[Pages as source code]
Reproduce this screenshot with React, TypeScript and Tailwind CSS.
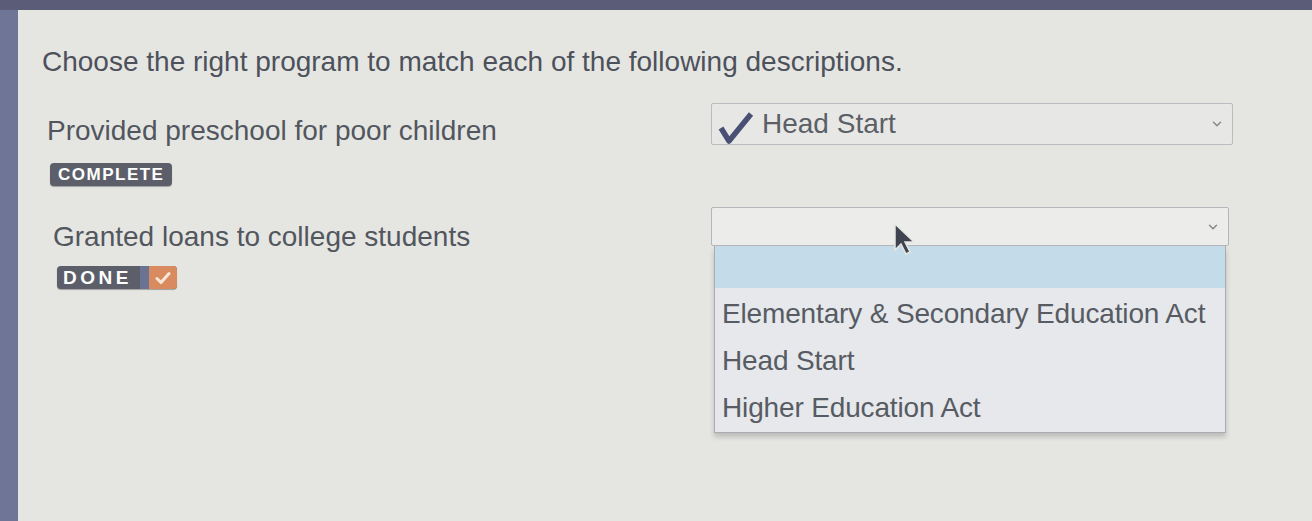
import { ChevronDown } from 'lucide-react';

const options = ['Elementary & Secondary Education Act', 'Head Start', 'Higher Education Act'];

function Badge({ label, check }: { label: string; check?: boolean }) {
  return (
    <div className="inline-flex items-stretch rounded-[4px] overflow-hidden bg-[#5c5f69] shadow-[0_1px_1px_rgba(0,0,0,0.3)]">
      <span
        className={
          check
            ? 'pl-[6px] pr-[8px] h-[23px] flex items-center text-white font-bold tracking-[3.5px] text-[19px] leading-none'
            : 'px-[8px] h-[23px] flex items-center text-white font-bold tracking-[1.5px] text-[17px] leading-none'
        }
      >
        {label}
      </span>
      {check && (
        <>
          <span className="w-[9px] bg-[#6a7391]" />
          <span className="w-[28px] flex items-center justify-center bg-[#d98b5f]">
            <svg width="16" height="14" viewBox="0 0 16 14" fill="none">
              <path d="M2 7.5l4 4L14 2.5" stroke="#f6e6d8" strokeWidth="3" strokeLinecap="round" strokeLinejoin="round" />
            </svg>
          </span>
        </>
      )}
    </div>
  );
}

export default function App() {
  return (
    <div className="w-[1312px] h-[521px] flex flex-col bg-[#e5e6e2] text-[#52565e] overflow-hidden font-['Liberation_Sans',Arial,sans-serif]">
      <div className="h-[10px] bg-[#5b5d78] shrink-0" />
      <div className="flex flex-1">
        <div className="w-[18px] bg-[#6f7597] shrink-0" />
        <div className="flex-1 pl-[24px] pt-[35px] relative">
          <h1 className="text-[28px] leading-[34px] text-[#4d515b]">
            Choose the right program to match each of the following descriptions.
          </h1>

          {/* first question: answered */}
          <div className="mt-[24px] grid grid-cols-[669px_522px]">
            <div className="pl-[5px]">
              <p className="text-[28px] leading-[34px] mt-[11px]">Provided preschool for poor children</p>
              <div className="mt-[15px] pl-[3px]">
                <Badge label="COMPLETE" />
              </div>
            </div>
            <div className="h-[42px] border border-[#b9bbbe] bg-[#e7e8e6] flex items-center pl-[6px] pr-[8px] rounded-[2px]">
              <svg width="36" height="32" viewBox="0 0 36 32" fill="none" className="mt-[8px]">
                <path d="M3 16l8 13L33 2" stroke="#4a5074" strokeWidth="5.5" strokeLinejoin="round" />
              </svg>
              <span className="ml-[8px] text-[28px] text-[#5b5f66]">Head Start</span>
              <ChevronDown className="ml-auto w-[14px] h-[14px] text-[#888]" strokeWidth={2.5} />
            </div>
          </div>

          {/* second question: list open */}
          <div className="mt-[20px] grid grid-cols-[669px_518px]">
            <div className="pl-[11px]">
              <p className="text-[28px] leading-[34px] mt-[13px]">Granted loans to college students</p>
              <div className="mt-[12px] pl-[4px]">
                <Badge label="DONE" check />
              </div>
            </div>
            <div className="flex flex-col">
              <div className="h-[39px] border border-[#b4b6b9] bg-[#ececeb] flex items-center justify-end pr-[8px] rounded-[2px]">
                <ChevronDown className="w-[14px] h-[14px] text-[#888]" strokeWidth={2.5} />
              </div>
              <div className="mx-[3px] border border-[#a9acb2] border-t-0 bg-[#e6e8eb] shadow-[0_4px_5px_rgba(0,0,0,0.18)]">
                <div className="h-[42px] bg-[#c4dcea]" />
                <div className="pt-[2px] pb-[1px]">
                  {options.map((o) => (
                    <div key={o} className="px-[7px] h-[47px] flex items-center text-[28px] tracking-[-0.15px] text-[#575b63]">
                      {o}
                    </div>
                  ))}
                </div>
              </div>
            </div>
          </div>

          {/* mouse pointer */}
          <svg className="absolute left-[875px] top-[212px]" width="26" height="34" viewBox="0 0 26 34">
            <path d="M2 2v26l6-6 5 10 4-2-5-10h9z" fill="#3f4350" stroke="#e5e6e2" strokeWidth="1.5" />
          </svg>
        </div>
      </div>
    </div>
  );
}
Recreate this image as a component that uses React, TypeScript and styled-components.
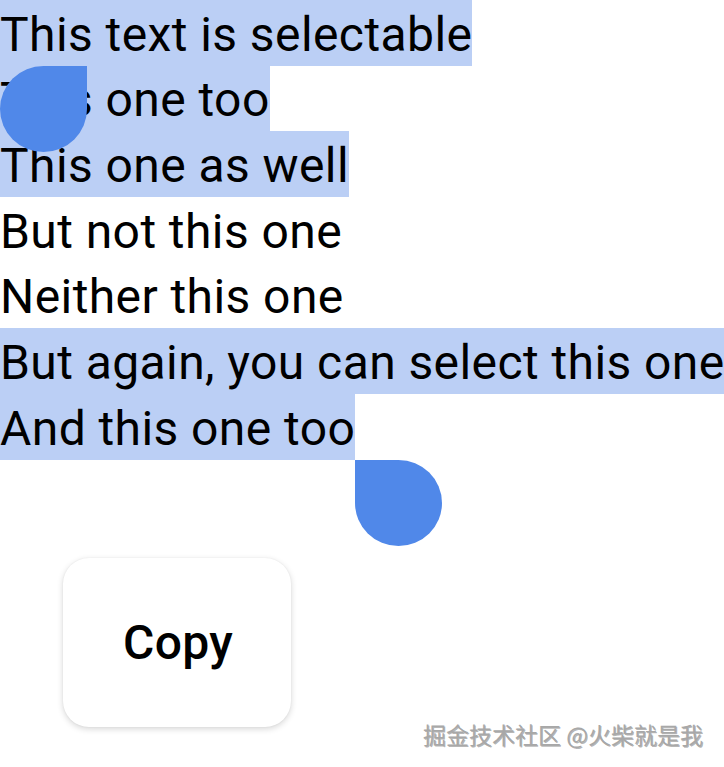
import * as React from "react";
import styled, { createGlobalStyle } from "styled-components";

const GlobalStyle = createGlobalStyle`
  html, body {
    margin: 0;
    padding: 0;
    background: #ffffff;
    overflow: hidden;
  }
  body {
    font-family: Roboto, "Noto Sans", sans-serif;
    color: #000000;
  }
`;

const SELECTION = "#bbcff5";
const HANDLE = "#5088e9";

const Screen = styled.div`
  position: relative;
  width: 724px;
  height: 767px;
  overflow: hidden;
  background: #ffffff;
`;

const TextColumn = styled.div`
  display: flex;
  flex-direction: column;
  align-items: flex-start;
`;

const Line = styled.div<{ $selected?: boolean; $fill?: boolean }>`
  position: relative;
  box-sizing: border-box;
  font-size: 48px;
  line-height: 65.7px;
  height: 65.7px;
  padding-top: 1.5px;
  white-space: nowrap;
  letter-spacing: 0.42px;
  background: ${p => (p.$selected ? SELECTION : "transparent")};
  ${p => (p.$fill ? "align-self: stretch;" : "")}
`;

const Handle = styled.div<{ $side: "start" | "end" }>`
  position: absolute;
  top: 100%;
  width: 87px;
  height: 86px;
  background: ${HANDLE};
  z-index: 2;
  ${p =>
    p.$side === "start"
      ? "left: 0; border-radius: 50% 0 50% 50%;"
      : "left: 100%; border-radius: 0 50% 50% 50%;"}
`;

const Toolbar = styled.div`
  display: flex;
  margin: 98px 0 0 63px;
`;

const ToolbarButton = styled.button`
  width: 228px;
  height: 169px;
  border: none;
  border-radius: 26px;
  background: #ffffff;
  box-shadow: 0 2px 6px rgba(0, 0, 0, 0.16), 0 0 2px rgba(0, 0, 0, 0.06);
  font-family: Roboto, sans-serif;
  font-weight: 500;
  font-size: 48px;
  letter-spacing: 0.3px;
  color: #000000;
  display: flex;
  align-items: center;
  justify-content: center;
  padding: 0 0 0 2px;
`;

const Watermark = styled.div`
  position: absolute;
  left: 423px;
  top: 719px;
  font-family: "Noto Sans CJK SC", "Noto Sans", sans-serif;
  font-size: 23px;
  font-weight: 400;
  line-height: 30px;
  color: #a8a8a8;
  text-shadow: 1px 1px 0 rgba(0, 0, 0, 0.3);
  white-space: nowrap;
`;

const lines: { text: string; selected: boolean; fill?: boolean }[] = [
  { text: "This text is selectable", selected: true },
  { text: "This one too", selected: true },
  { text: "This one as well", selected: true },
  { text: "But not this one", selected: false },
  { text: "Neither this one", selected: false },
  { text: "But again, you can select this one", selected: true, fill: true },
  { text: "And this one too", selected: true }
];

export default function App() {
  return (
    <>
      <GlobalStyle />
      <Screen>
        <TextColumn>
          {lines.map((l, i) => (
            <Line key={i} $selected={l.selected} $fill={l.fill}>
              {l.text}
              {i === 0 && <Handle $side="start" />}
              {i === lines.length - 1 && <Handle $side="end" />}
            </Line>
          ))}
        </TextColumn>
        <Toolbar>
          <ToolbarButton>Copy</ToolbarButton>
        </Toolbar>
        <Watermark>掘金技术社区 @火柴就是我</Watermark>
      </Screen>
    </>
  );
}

> Work instructions
Go through the material above and print all of it exactly, except the pictures.

> Exercise answer
Reproduce this screenshot with React, TypeScript and Tailwind CSS.
import { ChevronDown } from 'lucide-react';

const options = ['Elementary & Secondary Education Act', 'Head Start', 'Higher Education Act'];

function Badge({ label, check }: { label: string; check?: boolean }) {
  return (
    <div className="inline-flex items-stretch rounded-[4px] overflow-hidden bg-[#5c5f69] shadow-[0_1px_1px_rgba(0,0,0,0.3)]">
      <span
        className={
          check
            ? 'pl-[6px] pr-[8px] h-[23px] flex items-center text-white font-bold tracking-[3.5px] text-[19px] leading-none'
            : 'px-[8px] h-[23px] flex items-center text-white font-bold tracking-[1.5px] text-[17px] leading-none'
        }
      >
        {label}
      </span>
      {check && (
        <>
          <span className="w-[9px] bg-[#6a7391]" />
          <span className="w-[28px] flex items-center justify-center bg-[#d98b5f]">
            <svg width="16" height="14" viewBox="0 0 16 14" fill="none">
              <path d="M2 7.5l4 4L14 2.5" stroke="#f6e6d8" strokeWidth="3" strokeLinecap="round" strokeLinejoin="round" />
            </svg>
          </span>
        </>
      )}
    </div>
  );
}

export default function App() {
  return (
    <div className="w-[1312px] h-[521px] flex flex-col bg-[#e5e6e2] text-[#52565e] overflow-hidden font-['Liberation_Sans',Arial,sans-serif]">
      <div className="h-[10px] bg-[#5b5d78] shrink-0" />
      <div className="flex flex-1">
        <div className="w-[18px] bg-[#6f7597] shrink-0" />
        <div className="flex-1 pl-[24px] pt-[35px] relative">
          <h1 className="text-[28px] leading-[34px] text-[#4d515b]">
            Choose the right program to match each of the following descriptions.
          </h1>

          {/* first question: answered */}
          <div className="mt-[24px] grid grid-cols-[669px_522px]">
            <div className="pl-[5px]">
              <p className="text-[28px] leading-[34px] mt-[11px]">Provided preschool for poor children</p>
              <div className="mt-[15px] pl-[3px]">
                <Badge label="COMPLETE" />
              </div>
            </div>
            <div className="h-[42px] border border-[#b9bbbe] bg-[#e7e8e6] flex items-center pl-[6px] pr-[8px] rounded-[2px]">
              <svg width="36" height="32" viewBox="0 0 36 32" fill="none" className="mt-[8px]">
                <path d="M3 16l8 13L33 2" stroke="#4a5074" strokeWidth="5.5" strokeLinejoin="round" />
              </svg>
              <span className="ml-[8px] text-[28px] text-[#5b5f66]">Head Start</span>
              <ChevronDown className="ml-auto w-[14px] h-[14px] text-[#888]" strokeWidth={2.5} />
            </div>
          </div>

          {/* second question: list open */}
          <div className="mt-[20px] grid grid-cols-[669px_518px]">
            <div className="pl-[11px]">
              <p className="text-[28px] leading-[34px] mt-[13px]">Granted loans to college students</p>
              <div className="mt-[12px] pl-[4px]">
                <Badge label="DONE" check />
              </div>
            </div>
            <div className="flex flex-col">
              <div className="h-[39px] border border-[#b4b6b9] bg-[#ececeb] flex items-center justify-end pr-[8px] rounded-[2px]">
                <ChevronDown className="w-[14px] h-[14px] text-[#888]" strokeWidth={2.5} />
              </div>
              <div className="mx-[3px] border border-[#a9acb2] border-t-0 bg-[#e6e8eb] shadow-[0_4px_5px_rgba(0,0,0,0.18)]">
                <div className="h-[42px] bg-[#c4dcea]" />
                <div className="pt-[2px] pb-[1px]">
                  {options.map((o) => (
                    <div key={o} className="px-[7px] h-[47px] flex items-center text-[28px] tracking-[-0.15px] text-[#575b63]">
                      {o}
                    </div>
                  ))}
                </div>
              </div>
            </div>
          </div>

          {/* mouse pointer */}
          <svg className="absolute left-[875px] top-[212px]" width="26" height="34" viewBox="0 0 26 34">
            <path d="M2 2v26l6-6 5 10 4-2-5-10h9z" fill="#3f4350" stroke="#e5e6e2" strokeWidth="1.5" />
          </svg>
        </div>
      </div>
    </div>
  );
}
Recreate this image as a component that uses React, TypeScript and styled-components.
import * as React from "react";
import styled, { createGlobalStyle } from "styled-components";

const GlobalStyle = createGlobalStyle`
  html, body {
    margin: 0;
    padding: 0;
    background: #ffffff;
    overflow: hidden;
  }
  body {
    font-family: Roboto, "Noto Sans", sans-serif;
    color: #000000;
  }
`;

const SELECTION = "#bbcff5";
const HANDLE = "#5088e9";

const Screen = styled.div`
  position: relative;
  width: 724px;
  height: 767px;
  overflow: hidden;
  background: #ffffff;
`;

const TextColumn = styled.div`
  display: flex;
  flex-direction: column;
  align-items: flex-start;
`;

const Line = styled.div<{ $selected?: boolean; $fill?: boolean }>`
  position: relative;
  box-sizing: border-box;
  font-size: 48px;
  line-height: 65.7px;
  height: 65.7px;
  padding-top: 1.5px;
  white-space: nowrap;
  letter-spacing: 0.42px;
  background: ${p => (p.$selected ? SELECTION : "transparent")};
  ${p => (p.$fill ? "align-self: stretch;" : "")}
`;

const Handle = styled.div<{ $side: "start" | "end" }>`
  position: absolute;
  top: 100%;
  width: 87px;
  height: 86px;
  background: ${HANDLE};
  z-index: 2;
  ${p =>
    p.$side === "start"
      ? "left: 0; border-radius: 50% 0 50% 50%;"
      : "left: 100%; border-radius: 0 50% 50% 50%;"}
`;

const Toolbar = styled.div`
  display: flex;
  margin: 98px 0 0 63px;
`;

const ToolbarButton = styled.button`
  width: 228px;
  height: 169px;
  border: none;
  border-radius: 26px;
  background: #ffffff;
  box-shadow: 0 2px 6px rgba(0, 0, 0, 0.16), 0 0 2px rgba(0, 0, 0, 0.06);
  font-family: Roboto, sans-serif;
  font-weight: 500;
  font-size: 48px;
  letter-spacing: 0.3px;
  color: #000000;
  display: flex;
  align-items: center;
  justify-content: center;
  padding: 0 0 0 2px;
`;

const Watermark = styled.div`
  position: absolute;
  left: 423px;
  top: 719px;
  font-family: "Noto Sans CJK SC", "Noto Sans", sans-serif;
  font-size: 23px;
  font-weight: 400;
  line-height: 30px;
  color: #a8a8a8;
  text-shadow: 1px 1px 0 rgba(0, 0, 0, 0.3);
  white-space: nowrap;
`;

const lines: { text: string; selected: boolean; fill?: boolean }[] = [
  { text: "This text is selectable", selected: true },
  { text: "This one too", selected: true },
  { text: "This one as well", selected: true },
  { text: "But not this one", selected: false },
  { text: "Neither this one", selected: false },
  { text: "But again, you can select this one", selected: true, fill: true },
  { text: "And this one too", selected: true }
];

export default function App() {
  return (
    <>
      <GlobalStyle />
      <Screen>
        <TextColumn>
          {lines.map((l, i) => (
            <Line key={i} $selected={l.selected} $fill={l.fill}>
              {l.text}
              {i === 0 && <Handle $side="start" />}
              {i === lines.length - 1 && <Handle $side="end" />}
            </Line>
          ))}
        </TextColumn>
        <Toolbar>
          <ToolbarButton>Copy</ToolbarButton>
        </Toolbar>
        <Watermark>掘金技术社区 @火柴就是我</Watermark>
      </Screen>
    </>
  );
}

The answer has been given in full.